For the past 20 years, I’ve been fighting the status quo in Washington Shores. And through the Hope Center West community development initiative, we’ve come a long way in bringing transformation and hope to the disenfranchised neighborhood I grew up in.

To many Central Florida residents, the name “Washington Shores” is a blanket term for several historically Black neighborhoods in southwest Orlando. Since its initial development in the 1940s, many of the area’s residents have struggled to thrive in the face of entrenched challenges like underdeveloped infrastructure, lack of affordable and attainable housing, and an overstressed educational system.

I’ve lived here for much of my life, and I’ve experienced the impact of those inequities firsthand. But it wasn’t until I began ministering to my neighbors as a church leader that I realized how many families and children were living in substandard housing in deplorable conditions.

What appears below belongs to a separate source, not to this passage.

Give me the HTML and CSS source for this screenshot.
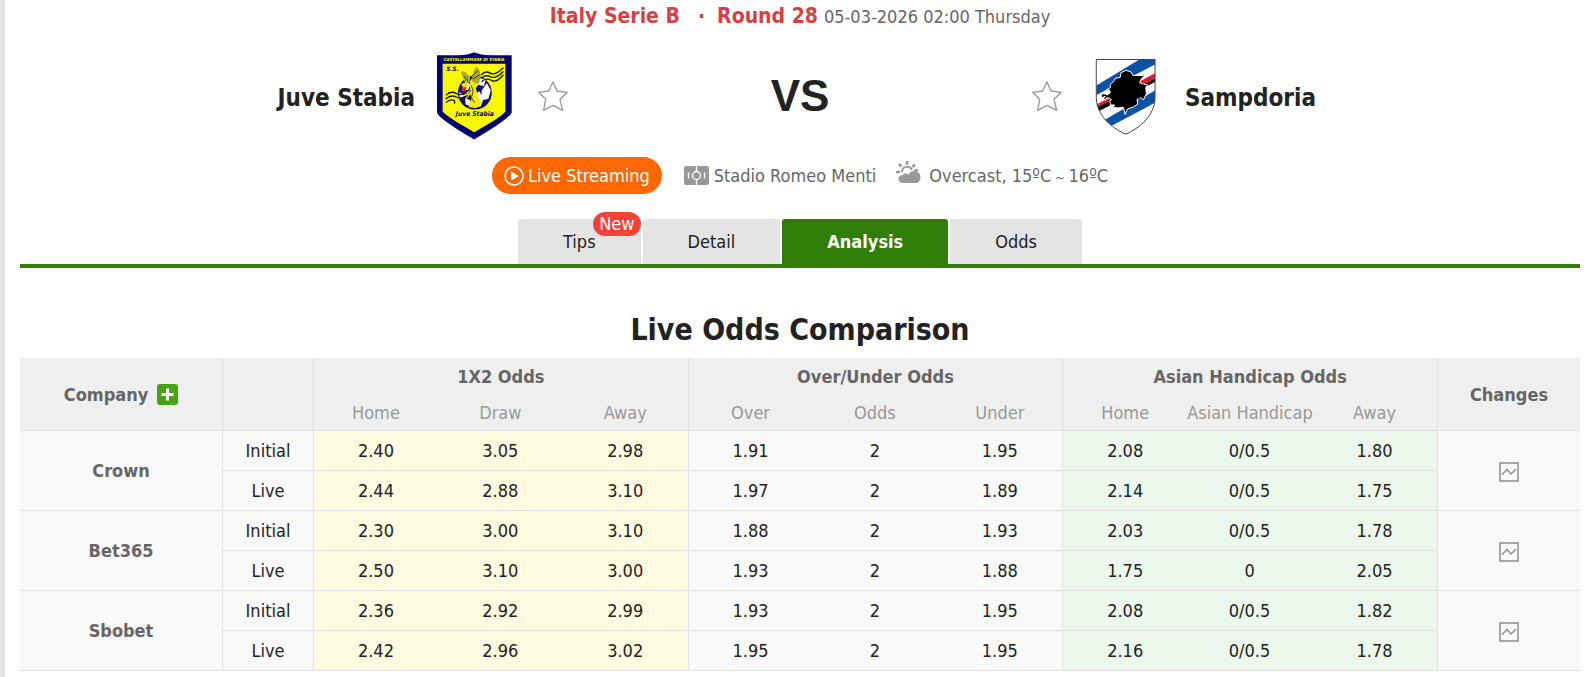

This compelled me to act.

That divine call began my lifelong mission: to address not only the obvious, visible needs of the community, but to promote change from the inside out. This mission extended beyond the four walls of conventional ministry and welcomed other organizations having the common goal of pursuing transformation. Government, nonprofits, local businesses, residents — all of us wanted to build Washington Shores into something better. A shared vision and plan were our stated way of getting there.

Since 2001, we’ve invested tens of millions of dollars and countless hours of sweat equity into making the Hope Center West campus a reality. The “Live, Work, Learn, Play and Worship” ecosystem represents our network of nonprofits and community partners that have created more learning spaces for children, revived a family sports center and attracted a Walmart Neighborhood Market as an affordable solution to an overwhelming food desert.

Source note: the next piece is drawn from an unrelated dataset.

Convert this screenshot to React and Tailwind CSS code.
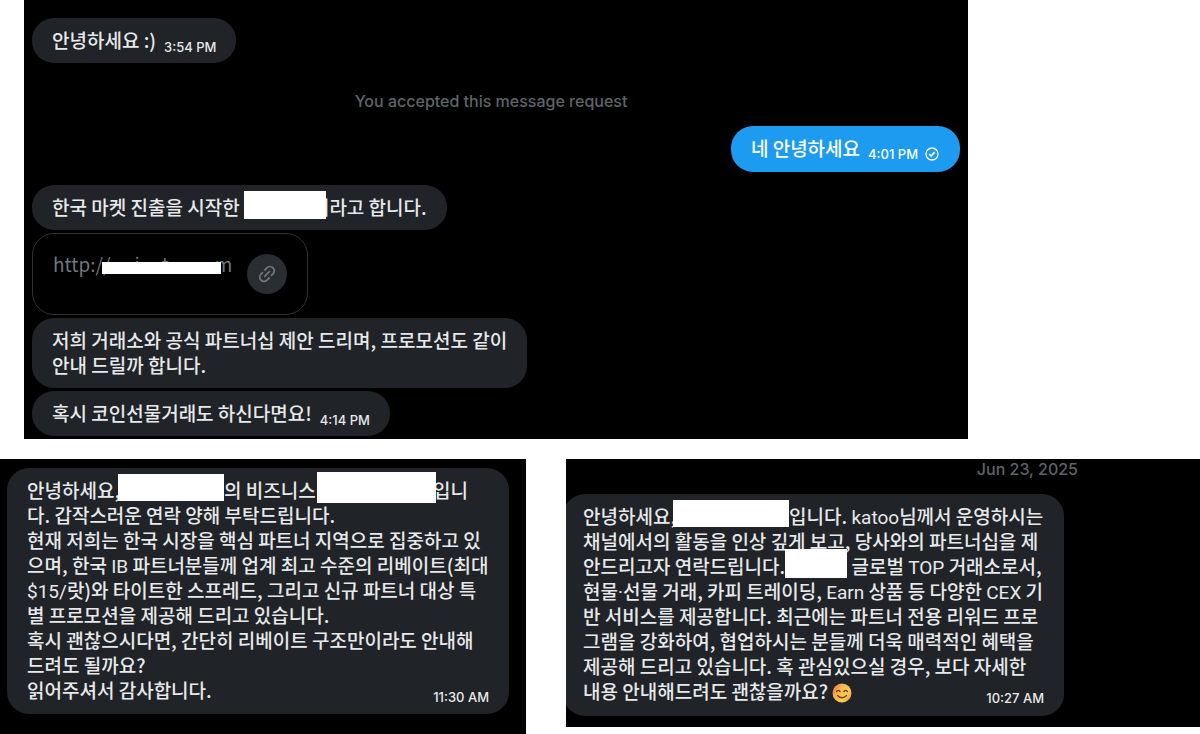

Housing has been integral to our vision, and the city of Orlando, faith-based organizations and philanthropic contributors have supported us in purchasing and improving several apartment buildings and single-family homes. We’ve maintained some of the lowest rents in the area, provided rent and utility relief, and paid for emergency hotel stays for families in crisis.

The Village Square, a remodeled historical mall, hosts several local business owners and, itself, is an incubator, where startup owners can nurture their entrepreneurial dreams. The schools, mall, Walmart and other national chains on the campus have created hundreds of jobs.

After two decades, we’ve achieved much, but our job isn’t finished. Immediately ahead, is a $200 million investment plan that is sustainable, safe and fosters experiences essential to one’s personal development and success. Our housing plans will deploy creative paths to homeownership with a social concentration on building families.

Our plans also will include cutting-edge approaches to business and economic development and the application of emerging technologies. The construction of the new Legends Academy’s facilities will ensure the preparation of our children to compete globally. Culture, arts and environmentally sensitive spaces will be a central feature our development.

At Hope Center West, we’re doing our part to carry out a calling to cultivate a community that puts the family first — giving every person opportunity, upward mobility and hope for the future.


Archbishop Allen T.D. Wiggins is the senior pastor of The Hope Church of Orlando, founder of Hope Center West and presiding Prelate of The International Bishops’ Conference Inc. He serves on several boards including Lift Orlando and The First Academy, and is a global champion of human dignity, fraternity, innovation and access for the underserved.